Engineering plans call for adding right-turn lanes on Wallace Road and Dr. Phillips Boulevard and extending the northbound left-turn lane on Dr. Phillips Boulevard.  The intersection is congested during peak hours (in part due to the multiple traffic signal movements).  We learned yesterday that the right turns account for about 30% of the traffic movements.  Therefore, the new lanes should provide relief for at least for a few years until enough motorists divert their travels from Sand Lake Road's congestion.  I was glad to see, based on our closer review of the engineering plans, that the additional right-turn lanes will not increase the pedestrian crossing distance on Dr. Phillips Boulevard, already at 115 feet.
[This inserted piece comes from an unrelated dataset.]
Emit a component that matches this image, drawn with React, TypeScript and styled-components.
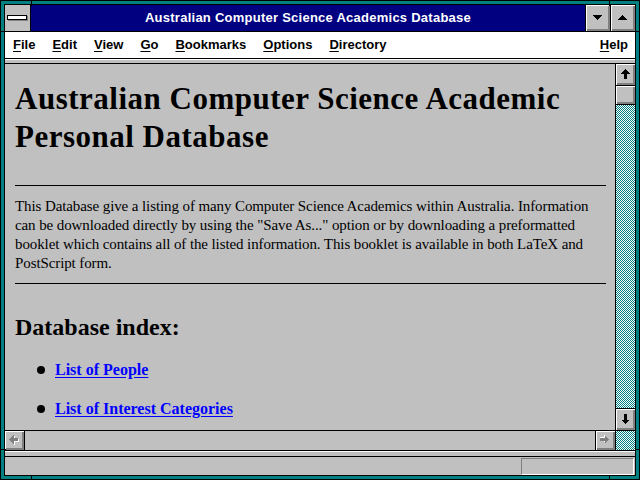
import React from "react";
import styled, { createGlobalStyle } from "styled-components";

const GRAY = "#c0c0c0";
const DARK = "#808080";
const TEAL = "#008080";
const NAVY = "#000080";

const GlobalStyle = createGlobalStyle`
  html, body {
    margin: 0;
    padding: 0;
    background: ${TEAL};
  }
  body {
    width: 640px;
    height: 480px;
    overflow: hidden;
  }
`;

const raised = `
  background: ${GRAY};
  box-shadow: inset 1px 1px #fff, inset -1px -1px ${DARK}, inset -2px -2px ${DARK};
`;

const dither = `
  background-color: #fff;
  background-image: repeating-conic-gradient(${TEAL} 0 25%, #fff 0 50%);
  background-size: 2px 2px;
`;

const Window = styled.div`
  position: relative;
  width: 640px;
  height: 480px;
  box-sizing: border-box;
  border: 1px solid #000;
  padding: 3px;
  background: ${TEAL};
`;

const Tick = styled.div<{ $x: number; $y: number; $w: number; $h: number }>`
  position: absolute;
  left: ${({ $x }) => $x}px;
  top: ${({ $y }) => $y}px;
  width: ${({ $w }) => $w}px;
  height: ${({ $h }) => $h}px;
  background: #000;
`;

const Frame = styled.div`
  height: 100%;
  box-sizing: border-box;
  border: 1px solid #000;
  display: flex;
  flex-direction: column;
  background: ${GRAY};
`;

const TitleBar = styled.div`
  display: flex;
  flex: none;
  height: 27px;
  box-sizing: border-box;
  border-bottom: 1px solid #000;
`;

const SysBox = styled.div`
  width: 26px;
  box-sizing: border-box;
  border-right: 1px solid #000;
  background: ${GRAY};
  display: flex;
  align-items: center;
  justify-content: center;
`;

const SysBar = styled.div`
  width: 20px;
  height: 5px;
  box-sizing: border-box;
  margin: 0 1px 1px 0;
  border: 1px solid #000;
  background: #fff;
  box-shadow: 1px 1px ${DARK};
`;

const Caption = styled.div`
  flex: 1;
  background: ${NAVY};
  color: #fff;
  font-family: "Liberation Sans", Arial, sans-serif;
  font-weight: 700;
  font-size: 13px;
  letter-spacing: 0.25px;
  display: flex;
  align-items: center;
  justify-content: center;
  padding-bottom: 1px;
`;

const TitleButton = styled.div`
  width: 25px;
  box-sizing: border-box;
  border-left: 1px solid #000;
  ${raised}
  display: flex;
  align-items: center;
  justify-content: center;
  padding: 0 1px 1px 0;
`;

const MenuBar = styled.div`
  display: flex;
  flex: none;
  align-items: center;
  gap: 17px;
  height: 27px;
  box-sizing: border-box;
  padding: 0 7px 1px 8px;
  border-bottom: 1px solid #000;
  background: #fff;
  font-family: "Liberation Sans", Arial, sans-serif;
  font-weight: 700;
  font-size: 13px;
  color: #000;
`;

const MenuItem = styled.span<{ $right?: boolean }>`
  margin-left: ${({ $right }) => ($right ? "auto" : "0")};
  u {
    text-underline-offset: 2px;
  }
`;

const Strip = styled.div<{ $h: number }>`
  flex: none;
  height: ${({ $h }) => $h}px;
  box-sizing: border-box;
  border-top: 1px solid #fff;
  border-bottom: 1px solid #000;
  background: ${GRAY};
`;

const Body = styled.div`
  flex: 1;
  min-height: 0;
  display: flex;
`;

const Page = styled.div`
  flex: 1;
  overflow: hidden;
  padding: 0 9px 0 10px;
  background: ${GRAY};
  color: #000;
  font-family: "Liberation Serif", "Times New Roman", serif;
`;

const Heading = styled.h1`
  margin: 16px 0 0;
  font-size: 31px;
  line-height: 38px;
  letter-spacing: 0.5px;
  font-weight: 700;
`;

const Rule = styled.div<{ $gap: number }>`
  margin-top: ${({ $gap }) => $gap}px;
  border-top: 1px solid #000;
`;

const Para = styled.p`
  margin: 11px 0 0;
  font-size: 15px;
  line-height: 19px;
  letter-spacing: -0.1px;
`;

const SubHeading = styled.h2`
  margin: 29px 0 0;
  font-size: 24px;
  line-height: 28px;
  font-weight: 700;
`;

const IndexList = styled.ul`
  list-style: none;
  margin: 19px 0 0;
  padding: 0 0 0 22px;
  display: flex;
  flex-direction: column;
  gap: 19px;
`;

const IndexItem = styled.li`
  display: flex;
  align-items: center;
  gap: 10px;
  height: 20px;
  line-height: 20px;
`;

const Bullet = styled.span`
  width: 8px;
  height: 8px;
  border-radius: 50%;
  background: #000;
`;

const IndexLink = styled.a`
  color: #0000ff;
  font-weight: 700;
  font-size: 16px;
  text-decoration: underline;
  text-underline-offset: 2px;
`;

const VScroll = styled.div`
  width: 20px;
  box-sizing: border-box;
  border-left: 1px solid #000;
  display: flex;
  flex-direction: column;
`;

const ArrowButton = styled.div<{ $edge: "top" | "bottom" | "left" | "right" }>`
  box-sizing: border-box;
  ${raised}
  display: flex;
  align-items: center;
  justify-content: center;
  padding: 0 1px 1px 0;
  border-${({ $edge }) => $edge}: 1px solid #000;
`;

const VButton = styled(ArrowButton)`
  height: 22px;
`;

const Thumb = styled.div`
  height: 19px;
  box-sizing: border-box;
  border-bottom: 1px solid #000;
  ${raised}
`;

const Track = styled.div`
  flex: 1;
  ${dither}
`;

const HScroll = styled.div`
  display: flex;
  flex: none;
  height: 21px;
  box-sizing: border-box;
  border-top: 1px solid #000;
  border-bottom: 1px solid #000;
`;

const HButton = styled(ArrowButton)`
  width: 20px;
`;

const HTrack = styled.div`
  flex: 1;
  background: ${GRAY};
`;

const Corner = styled.div`
  width: 20px;
  box-sizing: border-box;
  border-left: 1px solid #000;
  ${dither}
`;

const StatusBar = styled.div`
  flex: none;
  height: 18px;
  box-sizing: border-box;
  display: flex;
  justify-content: flex-end;
  padding: 1px 1px 0 0;
  background: ${GRAY};
`;

const StatusBox = styled.div`
  width: 113px;
  height: 17px;
  box-sizing: border-box;
  border-top: 1px solid ${DARK};
  border-left: 1px solid ${DARK};
  border-bottom: 1px solid #fff;
  border-right: 1px solid #fff;
`;

const Triangle = ({ up }: { up?: boolean }) => (
  <svg width="9" height="5" viewBox="0 0 9 5" shapeRendering="crispEdges">
    <polygon points={up ? "4.5,0 9,5 0,5" : "0,0 9,0 4.5,5"} fill="#000" />
  </svg>
);

const VArrow = ({ down }: { down?: boolean }) => (
  <svg width="9" height="10" viewBox="0 0 9 10" shapeRendering="crispEdges">
    <polygon
      points="4.5,0 9,4.5 6,4.5 6,10 3,10 3,4.5 0,4.5"
      fill="#000"
      transform={down ? "rotate(180 4.5 5)" : undefined}
    />
  </svg>
);

const HArrow = ({ right }: { right?: boolean }) => (
  <svg width="10" height="10" viewBox="0 0 10 10" shapeRendering="crispEdges">
    <g transform={right ? "rotate(180 4.5 4.5)" : undefined}>
      <polygon points="1,5.5 5.5,1 5.5,4 10,4 10,7 5.5,7 5.5,10" fill="#fff" />
      <polygon points="0,4.5 4.5,0 4.5,3 9,3 9,6 4.5,6 4.5,9" fill={DARK} />
    </g>
  </svg>
);

const menus = ["File", "Edit", "View", "Go", "Bookmarks", "Options", "Directory"];

const ticks = [
  { x: 30, y: 0, w: 1, h: 5 },
  { x: 608, y: 0, w: 1, h: 5 },
  { x: 30, y: 475, w: 1, h: 5 },
  { x: 608, y: 475, w: 1, h: 5 },
  { x: 0, y: 30, w: 5, h: 1 },
  { x: 0, y: 448, w: 5, h: 1 },
  { x: 635, y: 30, w: 5, h: 1 },
  { x: 635, y: 448, w: 5, h: 1 },
];

const App = () => {
  return (
    <>
      <GlobalStyle />
      <Window>
        {ticks.map((t, i) => (
          <Tick key={i} $x={t.x} $y={t.y} $w={t.w} $h={t.h} />
        ))}
        <Frame>
          <TitleBar>
            <SysBox>
              <SysBar />
            </SysBox>
            <Caption>Australian Computer Science Academics Database</Caption>
            <TitleButton>
              <Triangle />
            </TitleButton>
            <TitleButton>
              <Triangle up />
            </TitleButton>
          </TitleBar>

          <MenuBar>
            {menus.map((m) => (
              <MenuItem key={m}>
                <u>{m[0]}</u>
                {m.slice(1)}
              </MenuItem>
            ))}
            <MenuItem $right>
              <u>H</u>elp
            </MenuItem>
          </MenuBar>

          <Strip $h={5} />

          <Body>
            <Page>
              <Heading>Australian Computer Science Academic Personal Database</Heading>
              <Rule $gap={29} />
              <Para>
                This Database give a listing of many Computer Science Academics within
                Australia. Information can be downloaded directly by using the "Save As..."
                option or by downloading a preformatted booklet which contains all of the
                listed information. This booklet is available in both LaTeX and PostScript
                form.
              </Para>
              <Rule $gap={10} />
              <SubHeading>Database index:</SubHeading>
              <IndexList>
                <IndexItem>
                  <Bullet />
                  <IndexLink href="#people">List of People</IndexLink>
                </IndexItem>
                <IndexItem>
                  <Bullet />
                  <IndexLink href="#interests">List of Interest Categories</IndexLink>
                </IndexItem>
              </IndexList>
            </Page>
            <VScroll>
              <VButton $edge="bottom">
                <VArrow />
              </VButton>
              <Thumb />
              <Track />
              <VButton $edge="top">
                <VArrow down />
              </VButton>
            </VScroll>
          </Body>

          <HScroll>
            <HButton $edge="right">
              <HArrow />
            </HButton>
            <HTrack />
            <HButton $edge="left">
              <HArrow right />
            </HButton>
            <Corner />
          </HScroll>

          <Strip $h={6} />

          <StatusBar>
            <StatusBox />
          </StatusBar>
        </Frame>
      </Window>
    </>
  );
};

export default App;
The Case for a Roundabout as a Long-Term Solution

However, I remain concerned about pedestrian safey at this intersection.  We learned yesterday about 140 children walk the intersection on a typical school day.  In 2006, a pedestrian and bicyclist were involved in crashes.  I met a woman at the Clubhouse Estates Homeowners Association meeting this week whose child was riding a bicycle and hit by a car at the intersection, which she said went unreported.  In 2009, according to information obtained by your staff, the intersection experienced more than forty crashes, including four with injuries and four blocking lanes.
The road widening plans do not preclude what we would propose as a long-term solution for Dr. Phillips' heart: a pedestrian-friendly roundabout. As we discussed, roundabouts slow traffic speeds to 15-20 mph, and virtually eliminate T-bone and head-on crashes.  As a result, roundabouts reduce injuries 76% and fatalities 90% compared to signalized intersections, according to the Insurance Institute for Highway Safety.  In recent years, the United States Department of Transportation has become a proponent of roundabouts in part because, "Slower speeds are generally safer for pedestrians."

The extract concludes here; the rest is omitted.